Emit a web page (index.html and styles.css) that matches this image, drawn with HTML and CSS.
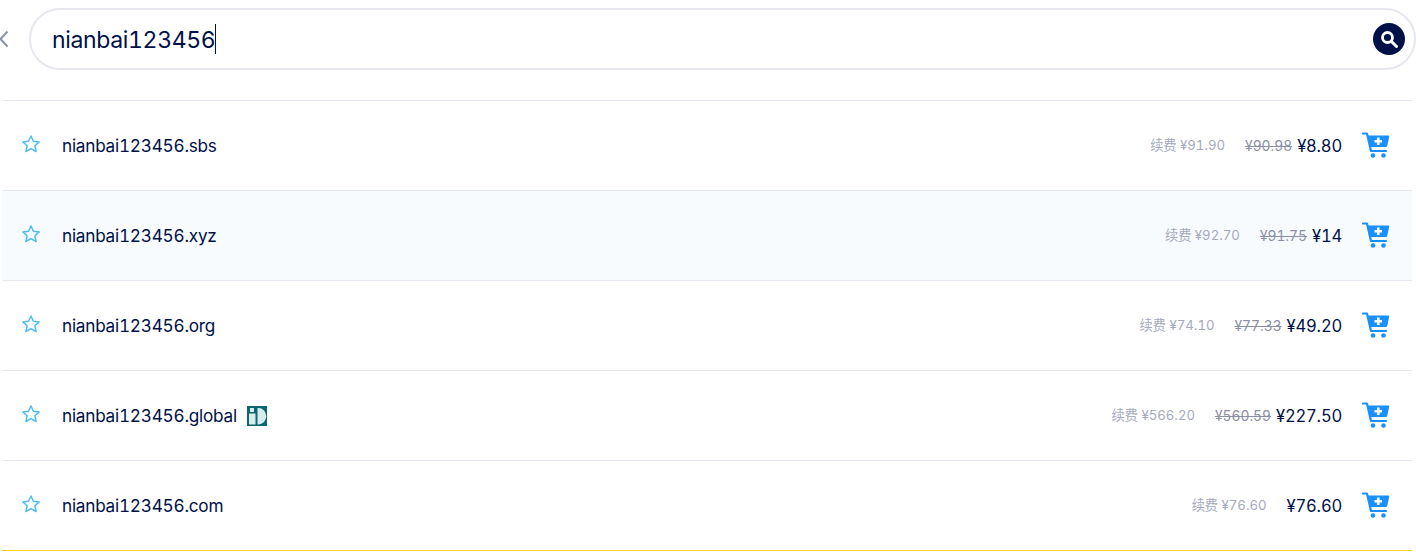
FILE: index.html
```html
<!DOCTYPE html>
<html lang="en">
<head>
    <meta charset="UTF-8">
    <meta name="viewport" content="width=device-width, initial-scale=1.0">
    <title>Domain Search</title>
    <link rel="stylesheet" href="styles.css">
</head>
<body>
    <svg class="sprites" width="0" height="0">
        <symbol id="star" viewBox="0 0 20 20">
            <path d="M10 2l2.400 5.300 5.800.6-4.300 3.900 1.200 5.700L10 14.600 4.900 17.500l1.200-5.700L1.800 7.900l5.800-.6z" fill="none" stroke="#4dbdf0" stroke-width="1.500" stroke-linejoin="round"/>
        </symbol>
        <symbol id="cart" viewBox="0 0 28 26">
            <path d="M1 1.500h4l4 17.500h15" fill="none" stroke="#1890ff" stroke-width="2.200" stroke-linecap="round" stroke-linejoin="round"/>
            <path d="M6 3.500h20.200q1.200 0 1 1.200l-2 9.300q-.2 1-1.200 1H8.500z" fill="#1890ff"/>
            <path d="M15 5.500h2.600V8H20v2.500h-2.400V13H15v-2.500h-2.500V8H15z" fill="#fff"/>
            <circle cx="11" cy="23.500" r="2.300" fill="#1890ff"/>
            <circle cx="21.500" cy="23.500" r="2.300" fill="#1890ff"/>
        </symbol>
    </svg>

    <div class="search-bar">
        <svg class="back" width="10" height="18" viewBox="0 0 10 18"><path d="M8.500 1.500L1.500 9l7 7.500" fill="none" stroke="#8a94a8" stroke-width="2"/></svg>
        <div class="search-box">
            <span class="search-text">nianbai123456</span><span class="caret"></span>
            <button class="search-btn">
                <svg width="20" height="20" viewBox="0 0 20 20"><circle cx="8.500" cy="8.500" r="5" fill="none" stroke="#fff" stroke-width="2.800"/><path d="M12.500 12.500l5 5" stroke="#fff" stroke-width="3" stroke-linecap="round"/></svg>
            </button>
        </div>
    </div>

    <ul class="results">
        <li class="row">
            <svg class="star"><use href="#star"/></svg>
            <span class="domain">nianbai123456.sbs</span>
            <span class="renew">续费 ¥91.90</span>
            <span class="old-price">¥90.98</span>
            <span class="price">¥8.80</span>
            <svg class="cart"><use href="#cart"/></svg>
        </li>
        <li class="row hover">
            <svg class="star"><use href="#star"/></svg>
            <span class="domain">nianbai123456.xyz</span>
            <span class="renew">续费 ¥92.70</span>
            <span class="old-price">¥91.75</span>
            <span class="price">¥14</span>
            <svg class="cart"><use href="#cart"/></svg>
        </li>
        <li class="row">
            <svg class="star"><use href="#star"/></svg>
            <span class="domain">nianbai123456.org</span>
            <span class="renew">续费 ¥74.10</span>
            <span class="old-price">¥77.33</span>
            <span class="price">¥49.20</span>
            <svg class="cart"><use href="#cart"/></svg>
        </li>
        <li class="row">
            <svg class="star"><use href="#star"/></svg>
            <span class="domain">nianbai123456.global</span>
            <svg class="id-badge" width="20" height="20" viewBox="0 0 20 20">
                <rect width="20" height="20" fill="#0b6670"/>
                <rect x="3" y="2" width="4" height="4" fill="#d8ecec"/>
                <rect x="2" y="7.500" width="6.500" height="11" fill="#d8ecec"/>
                <path d="M10.500 2h1a7.500 8 0 0 1 0 16.500h-1z" fill="#d8ecec"/>
            </svg>
            <span class="renew">续费 ¥566.20</span>
            <span class="old-price">¥560.59</span>
            <span class="price">¥227.50</span>
            <svg class="cart"><use href="#cart"/></svg>
        </li>
        <li class="row last">
            <svg class="star"><use href="#star"/></svg>
            <span class="domain">nianbai123456.com</span>
            <span class="renew renew-wide">续费 ¥76.60</span>
            <span class="price">¥76.60</span>
            <svg class="cart"><use href="#cart"/></svg>
        </li>
    </ul>
</body>
</html>
```

FILE: styles.css
```css
html, body {
    margin: 0;
    padding: 0;
    height: 553px;
    overflow: hidden;
    background: #fff;
    font-family: Inter, "Noto Sans CJK SC", sans-serif;
    font-variant-numeric: tabular-nums;
    color: #001148;
}
.sprites {
    display: block;
    height: 0;
}
.search-bar {
    display: flex;
    align-items: center;
    height: 62px;
    padding-top: 8px;
    margin-left: -1px;
    gap: 20px;
}
.back {
    flex: none;
}
.search-box {
    flex: 1;
    box-sizing: border-box;
    height: 62px;
    display: flex;
    align-items: center;
    padding: 0 9px 0 21px;
    border: 2px solid #e6e7ef;
    border-radius: 31px;
}
.search-text {
    font-size: 23px;
    letter-spacing: -.35px;
    padding-top: 2px;
}
.caret {
    width: 1px;
    height: 30px;
    background: #001148;
}
.search-btn {
    margin-left: auto;
    width: 32px;
    height: 32px;
    padding: 0;
    border: none;
    border-radius: 50%;
    background: #001148;
    display: flex;
    align-items: center;
    justify-content: center;
}
.results {
    list-style: none;
    margin: 30px 4px 0 2px;
    padding: 0;
    border-top: 1px solid #e6e7ef;
}
.row {
    box-sizing: border-box;
    height: 90px;
    display: flex;
    align-items: center;
    padding: 0 22px 0 19px;
    border-bottom: 1px solid #e6e7ef;
}
.row.hover {
    background: #f7fbfe;
}
.row.last {
    border-bottom-color: #ffd02b;
}
.star {
    width: 20px;
    height: 20px;
    flex: none;
    margin-right: 21px;
    position: relative;
    top: -2px;
}
.domain {
    font-size: 17.2px;
    letter-spacing: -.24px;
}
.id-badge {
    margin-left: 10px;
}
.renew {
    margin-left: auto;
    font-size: 13.2px;
    color: #a5a9bd;
    position: relative;
    top: -1px;
}
.old-price {
    margin-left: 20px;
    font-size: 13.8px;
    color: #8c90a6;
    text-decoration: line-through;
}
.price {
    margin-left: 5px;
    font-size: 16.6px;
    letter-spacing: -.2px;
}
.renew-wide + .price {
    margin-left: 20px;
}
.cart {
    width: 28px;
    height: 26px;
    flex: none;
    margin-left: 20px;
    position: relative;
    top: -1px;
}
```
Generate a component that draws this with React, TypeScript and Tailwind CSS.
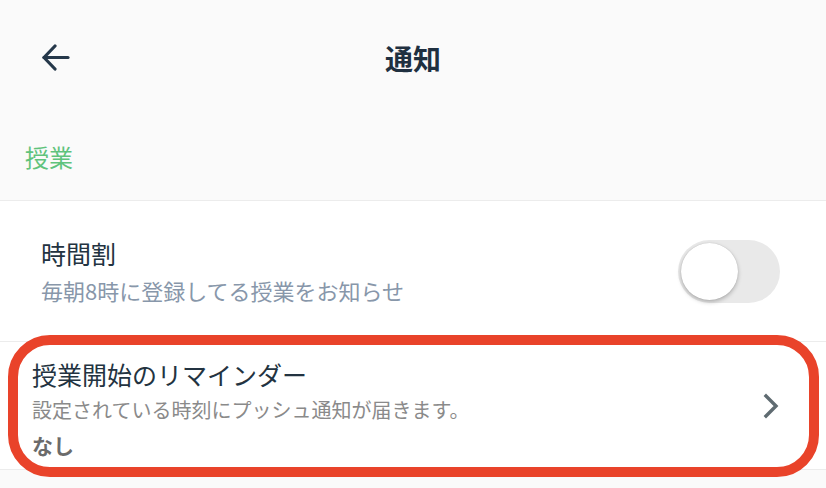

*WRITTEN TASK:*
Write out every entry again word for word, without any of the pictures.

*TASK RESPONSE:*
Emit a web page (index.html and styles.css) that matches this image, drawn with HTML and CSS.
FILE: index.html
```html
<!DOCTYPE html>
<html lang="en">
<head>
    <meta charset="UTF-8">
    <meta name="viewport" content="width=device-width, initial-scale=1.0">
    <title>Domain Search</title>
    <link rel="stylesheet" href="styles.css">
</head>
<body>
    <svg class="sprites" width="0" height="0">
        <symbol id="star" viewBox="0 0 20 20">
            <path d="M10 2l2.400 5.300 5.800.6-4.300 3.900 1.200 5.700L10 14.600 4.900 17.500l1.200-5.700L1.800 7.900l5.800-.6z" fill="none" stroke="#4dbdf0" stroke-width="1.500" stroke-linejoin="round"/>
        </symbol>
        <symbol id="cart" viewBox="0 0 28 26">
            <path d="M1 1.500h4l4 17.500h15" fill="none" stroke="#1890ff" stroke-width="2.200" stroke-linecap="round" stroke-linejoin="round"/>
            <path d="M6 3.500h20.200q1.200 0 1 1.200l-2 9.300q-.2 1-1.200 1H8.500z" fill="#1890ff"/>
            <path d="M15 5.500h2.600V8H20v2.500h-2.400V13H15v-2.500h-2.500V8H15z" fill="#fff"/>
            <circle cx="11" cy="23.500" r="2.300" fill="#1890ff"/>
            <circle cx="21.500" cy="23.500" r="2.300" fill="#1890ff"/>
        </symbol>
    </svg>

    <div class="search-bar">
        <svg class="back" width="10" height="18" viewBox="0 0 10 18"><path d="M8.500 1.500L1.500 9l7 7.500" fill="none" stroke="#8a94a8" stroke-width="2"/></svg>
        <div class="search-box">
            <span class="search-text">nianbai123456</span><span class="caret"></span>
            <button class="search-btn">
                <svg width="20" height="20" viewBox="0 0 20 20"><circle cx="8.500" cy="8.500" r="5" fill="none" stroke="#fff" stroke-width="2.800"/><path d="M12.500 12.500l5 5" stroke="#fff" stroke-width="3" stroke-linecap="round"/></svg>
            </button>
        </div>
    </div>

    <ul class="results">
        <li class="row">
            <svg class="star"><use href="#star"/></svg>
            <span class="domain">nianbai123456.sbs</span>
            <span class="renew">续费 ¥91.90</span>
            <span class="old-price">¥90.98</span>
            <span class="price">¥8.80</span>
            <svg class="cart"><use href="#cart"/></svg>
        </li>
        <li class="row hover">
            <svg class="star"><use href="#star"/></svg>
            <span class="domain">nianbai123456.xyz</span>
            <span class="renew">续费 ¥92.70</span>
            <span class="old-price">¥91.75</span>
            <span class="price">¥14</span>
            <svg class="cart"><use href="#cart"/></svg>
        </li>
        <li class="row">
            <svg class="star"><use href="#star"/></svg>
            <span class="domain">nianbai123456.org</span>
            <span class="renew">续费 ¥74.10</span>
            <span class="old-price">¥77.33</span>
            <span class="price">¥49.20</span>
            <svg class="cart"><use href="#cart"/></svg>
        </li>
        <li class="row">
            <svg class="star"><use href="#star"/></svg>
            <span class="domain">nianbai123456.global</span>
            <svg class="id-badge" width="20" height="20" viewBox="0 0 20 20">
                <rect width="20" height="20" fill="#0b6670"/>
                <rect x="3" y="2" width="4" height="4" fill="#d8ecec"/>
                <rect x="2" y="7.500" width="6.500" height="11" fill="#d8ecec"/>
                <path d="M10.500 2h1a7.500 8 0 0 1 0 16.500h-1z" fill="#d8ecec"/>
            </svg>
            <span class="renew">续费 ¥566.20</span>
            <span class="old-price">¥560.59</span>
            <span class="price">¥227.50</span>
            <svg class="cart"><use href="#cart"/></svg>
        </li>
        <li class="row last">
            <svg class="star"><use href="#star"/></svg>
            <span class="domain">nianbai123456.com</span>
            <span class="renew renew-wide">续费 ¥76.60</span>
            <span class="price">¥76.60</span>
            <svg class="cart"><use href="#cart"/></svg>
        </li>
    </ul>
</body>
</html>
```

FILE: styles.css
```css
html, body {
    margin: 0;
    padding: 0;
    height: 553px;
    overflow: hidden;
    background: #fff;
    font-family: Inter, "Noto Sans CJK SC", sans-serif;
    font-variant-numeric: tabular-nums;
    color: #001148;
}
.sprites {
    display: block;
    height: 0;
}
.search-bar {
    display: flex;
    align-items: center;
    height: 62px;
    padding-top: 8px;
    margin-left: -1px;
    gap: 20px;
}
.back {
    flex: none;
}
.search-box {
    flex: 1;
    box-sizing: border-box;
    height: 62px;
    display: flex;
    align-items: center;
    padding: 0 9px 0 21px;
    border: 2px solid #e6e7ef;
    border-radius: 31px;
}
.search-text {
    font-size: 23px;
    letter-spacing: -.35px;
    padding-top: 2px;
}
.caret {
    width: 1px;
    height: 30px;
    background: #001148;
}
.search-btn {
    margin-left: auto;
    width: 32px;
    height: 32px;
    padding: 0;
    border: none;
    border-radius: 50%;
    background: #001148;
    display: flex;
    align-items: center;
    justify-content: center;
}
.results {
    list-style: none;
    margin: 30px 4px 0 2px;
    padding: 0;
    border-top: 1px solid #e6e7ef;
}
.row {
    box-sizing: border-box;
    height: 90px;
    display: flex;
    align-items: center;
    padding: 0 22px 0 19px;
    border-bottom: 1px solid #e6e7ef;
}
.row.hover {
    background: #f7fbfe;
}
.row.last {
    border-bottom-color: #ffd02b;
}
.star {
    width: 20px;
    height: 20px;
    flex: none;
    margin-right: 21px;
    position: relative;
    top: -2px;
}
.domain {
    font-size: 17.2px;
    letter-spacing: -.24px;
}
.id-badge {
    margin-left: 10px;
}
.renew {
    margin-left: auto;
    font-size: 13.2px;
    color: #a5a9bd;
    position: relative;
    top: -1px;
}
.old-price {
    margin-left: 20px;
    font-size: 13.8px;
    color: #8c90a6;
    text-decoration: line-through;
}
.price {
    margin-left: 5px;
    font-size: 16.6px;
    letter-spacing: -.2px;
}
.renew-wide + .price {
    margin-left: 20px;
}
.cart {
    width: 28px;
    height: 26px;
    flex: none;
    margin-left: 20px;
    position: relative;
    top: -1px;
}
```
Generate a component that draws this with React, TypeScript and Tailwind CSS.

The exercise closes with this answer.